[Begin]

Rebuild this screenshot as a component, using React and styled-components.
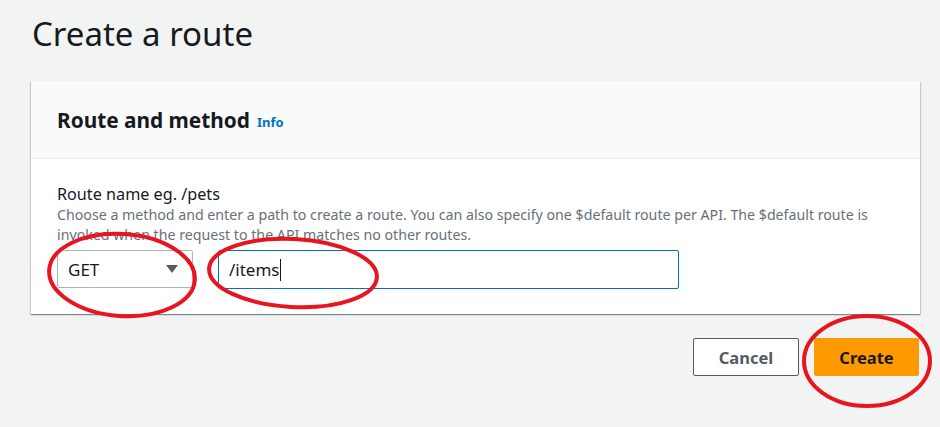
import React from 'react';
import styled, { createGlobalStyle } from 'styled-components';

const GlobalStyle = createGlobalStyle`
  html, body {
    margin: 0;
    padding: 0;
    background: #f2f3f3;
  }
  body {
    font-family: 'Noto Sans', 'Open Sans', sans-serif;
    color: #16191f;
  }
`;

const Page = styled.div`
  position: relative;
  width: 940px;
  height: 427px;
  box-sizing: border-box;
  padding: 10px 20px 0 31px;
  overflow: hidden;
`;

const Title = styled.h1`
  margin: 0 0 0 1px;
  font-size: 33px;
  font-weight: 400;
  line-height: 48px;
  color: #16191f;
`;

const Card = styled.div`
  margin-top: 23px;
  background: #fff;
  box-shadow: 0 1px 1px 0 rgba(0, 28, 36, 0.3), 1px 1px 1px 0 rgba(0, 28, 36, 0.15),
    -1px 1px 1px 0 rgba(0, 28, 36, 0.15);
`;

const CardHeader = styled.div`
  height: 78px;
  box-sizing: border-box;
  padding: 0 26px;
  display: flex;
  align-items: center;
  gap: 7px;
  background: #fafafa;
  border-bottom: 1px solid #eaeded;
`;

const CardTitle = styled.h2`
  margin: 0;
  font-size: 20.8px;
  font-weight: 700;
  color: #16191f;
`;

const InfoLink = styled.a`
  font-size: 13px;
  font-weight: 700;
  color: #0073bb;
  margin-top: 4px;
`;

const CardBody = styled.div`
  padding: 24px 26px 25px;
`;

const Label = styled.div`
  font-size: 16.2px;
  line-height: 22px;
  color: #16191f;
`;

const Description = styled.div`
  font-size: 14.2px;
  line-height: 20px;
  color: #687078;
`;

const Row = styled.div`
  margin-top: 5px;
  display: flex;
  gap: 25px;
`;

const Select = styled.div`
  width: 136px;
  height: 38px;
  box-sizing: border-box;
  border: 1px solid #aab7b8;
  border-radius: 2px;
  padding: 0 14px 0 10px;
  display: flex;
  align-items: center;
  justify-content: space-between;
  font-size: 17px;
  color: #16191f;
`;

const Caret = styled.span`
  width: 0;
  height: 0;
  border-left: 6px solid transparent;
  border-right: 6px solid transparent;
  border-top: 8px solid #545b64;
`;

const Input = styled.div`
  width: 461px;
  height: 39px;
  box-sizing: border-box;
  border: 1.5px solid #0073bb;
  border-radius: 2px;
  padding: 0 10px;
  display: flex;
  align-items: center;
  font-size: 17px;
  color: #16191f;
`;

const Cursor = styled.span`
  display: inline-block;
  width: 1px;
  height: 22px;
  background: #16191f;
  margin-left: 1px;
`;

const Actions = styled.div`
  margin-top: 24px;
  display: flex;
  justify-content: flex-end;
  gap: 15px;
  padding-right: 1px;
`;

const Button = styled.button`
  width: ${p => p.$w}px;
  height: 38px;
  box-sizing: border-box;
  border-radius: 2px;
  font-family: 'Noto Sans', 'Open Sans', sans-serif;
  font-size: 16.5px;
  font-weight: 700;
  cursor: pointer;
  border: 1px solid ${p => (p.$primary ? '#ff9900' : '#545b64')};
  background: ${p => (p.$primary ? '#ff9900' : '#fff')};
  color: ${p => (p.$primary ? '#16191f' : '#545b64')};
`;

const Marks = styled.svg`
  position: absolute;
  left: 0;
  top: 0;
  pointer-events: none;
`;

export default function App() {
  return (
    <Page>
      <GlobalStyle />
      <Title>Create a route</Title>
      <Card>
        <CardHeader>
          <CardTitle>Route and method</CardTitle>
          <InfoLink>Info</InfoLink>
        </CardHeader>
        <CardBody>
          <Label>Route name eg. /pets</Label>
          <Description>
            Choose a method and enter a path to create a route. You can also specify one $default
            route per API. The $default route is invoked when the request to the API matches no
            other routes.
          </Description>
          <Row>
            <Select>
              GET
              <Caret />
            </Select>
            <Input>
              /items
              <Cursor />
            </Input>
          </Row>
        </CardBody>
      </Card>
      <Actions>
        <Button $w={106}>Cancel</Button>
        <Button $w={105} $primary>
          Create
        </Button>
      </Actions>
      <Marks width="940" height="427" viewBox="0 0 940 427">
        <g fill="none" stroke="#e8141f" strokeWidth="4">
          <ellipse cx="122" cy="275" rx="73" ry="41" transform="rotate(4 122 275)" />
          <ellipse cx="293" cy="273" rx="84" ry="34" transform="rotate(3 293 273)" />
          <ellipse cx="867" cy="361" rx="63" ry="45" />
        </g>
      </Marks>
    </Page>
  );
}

[End]

> [Problem to work on]
Set down all the data again exactly as above, pictures excluded.

> [Response to the exercise]
Rebuild this screenshot as a component, using React and styled-components.
import React from 'react';
import styled, { createGlobalStyle } from 'styled-components';

const GlobalStyle = createGlobalStyle`
  html, body {
    margin: 0;
    padding: 0;
    background: #f2f3f3;
  }
  body {
    font-family: 'Noto Sans', 'Open Sans', sans-serif;
    color: #16191f;
  }
`;

const Page = styled.div`
  position: relative;
  width: 940px;
  height: 427px;
  box-sizing: border-box;
  padding: 10px 20px 0 31px;
  overflow: hidden;
`;

const Title = styled.h1`
  margin: 0 0 0 1px;
  font-size: 33px;
  font-weight: 400;
  line-height: 48px;
  color: #16191f;
`;

const Card = styled.div`
  margin-top: 23px;
  background: #fff;
  box-shadow: 0 1px 1px 0 rgba(0, 28, 36, 0.3), 1px 1px 1px 0 rgba(0, 28, 36, 0.15),
    -1px 1px 1px 0 rgba(0, 28, 36, 0.15);
`;

const CardHeader = styled.div`
  height: 78px;
  box-sizing: border-box;
  padding: 0 26px;
  display: flex;
  align-items: center;
  gap: 7px;
  background: #fafafa;
  border-bottom: 1px solid #eaeded;
`;

const CardTitle = styled.h2`
  margin: 0;
  font-size: 20.8px;
  font-weight: 700;
  color: #16191f;
`;

const InfoLink = styled.a`
  font-size: 13px;
  font-weight: 700;
  color: #0073bb;
  margin-top: 4px;
`;

const CardBody = styled.div`
  padding: 24px 26px 25px;
`;

const Label = styled.div`
  font-size: 16.2px;
  line-height: 22px;
  color: #16191f;
`;

const Description = styled.div`
  font-size: 14.2px;
  line-height: 20px;
  color: #687078;
`;

const Row = styled.div`
  margin-top: 5px;
  display: flex;
  gap: 25px;
`;

const Select = styled.div`
  width: 136px;
  height: 38px;
  box-sizing: border-box;
  border: 1px solid #aab7b8;
  border-radius: 2px;
  padding: 0 14px 0 10px;
  display: flex;
  align-items: center;
  justify-content: space-between;
  font-size: 17px;
  color: #16191f;
`;

const Caret = styled.span`
  width: 0;
  height: 0;
  border-left: 6px solid transparent;
  border-right: 6px solid transparent;
  border-top: 8px solid #545b64;
`;

const Input = styled.div`
  width: 461px;
  height: 39px;
  box-sizing: border-box;
  border: 1.5px solid #0073bb;
  border-radius: 2px;
  padding: 0 10px;
  display: flex;
  align-items: center;
  font-size: 17px;
  color: #16191f;
`;

const Cursor = styled.span`
  display: inline-block;
  width: 1px;
  height: 22px;
  background: #16191f;
  margin-left: 1px;
`;

const Actions = styled.div`
  margin-top: 24px;
  display: flex;
  justify-content: flex-end;
  gap: 15px;
  padding-right: 1px;
`;

const Button = styled.button`
  width: ${p => p.$w}px;
  height: 38px;
  box-sizing: border-box;
  border-radius: 2px;
  font-family: 'Noto Sans', 'Open Sans', sans-serif;
  font-size: 16.5px;
  font-weight: 700;
  cursor: pointer;
  border: 1px solid ${p => (p.$primary ? '#ff9900' : '#545b64')};
  background: ${p => (p.$primary ? '#ff9900' : '#fff')};
  color: ${p => (p.$primary ? '#16191f' : '#545b64')};
`;

const Marks = styled.svg`
  position: absolute;
  left: 0;
  top: 0;
  pointer-events: none;
`;

export default function App() {
  return (
    <Page>
      <GlobalStyle />
      <Title>Create a route</Title>
      <Card>
        <CardHeader>
          <CardTitle>Route and method</CardTitle>
          <InfoLink>Info</InfoLink>
        </CardHeader>
        <CardBody>
          <Label>Route name eg. /pets</Label>
          <Description>
            Choose a method and enter a path to create a route. You can also specify one $default
            route per API. The $default route is invoked when the request to the API matches no
            other routes.
          </Description>
          <Row>
            <Select>
              GET
              <Caret />
            </Select>
            <Input>
              /items
              <Cursor />
            </Input>
          </Row>
        </CardBody>
      </Card>
      <Actions>
        <Button $w={106}>Cancel</Button>
        <Button $w={105} $primary>
          Create
        </Button>
      </Actions>
      <Marks width="940" height="427" viewBox="0 0 940 427">
        <g fill="none" stroke="#e8141f" strokeWidth="4">
          <ellipse cx="122" cy="275" rx="73" ry="41" transform="rotate(4 122 275)" />
          <ellipse cx="293" cy="273" rx="84" ry="34" transform="rotate(3 293 273)" />
          <ellipse cx="867" cy="361" rx="63" ry="45" />
        </g>
      </Marks>
    </Page>
  );
}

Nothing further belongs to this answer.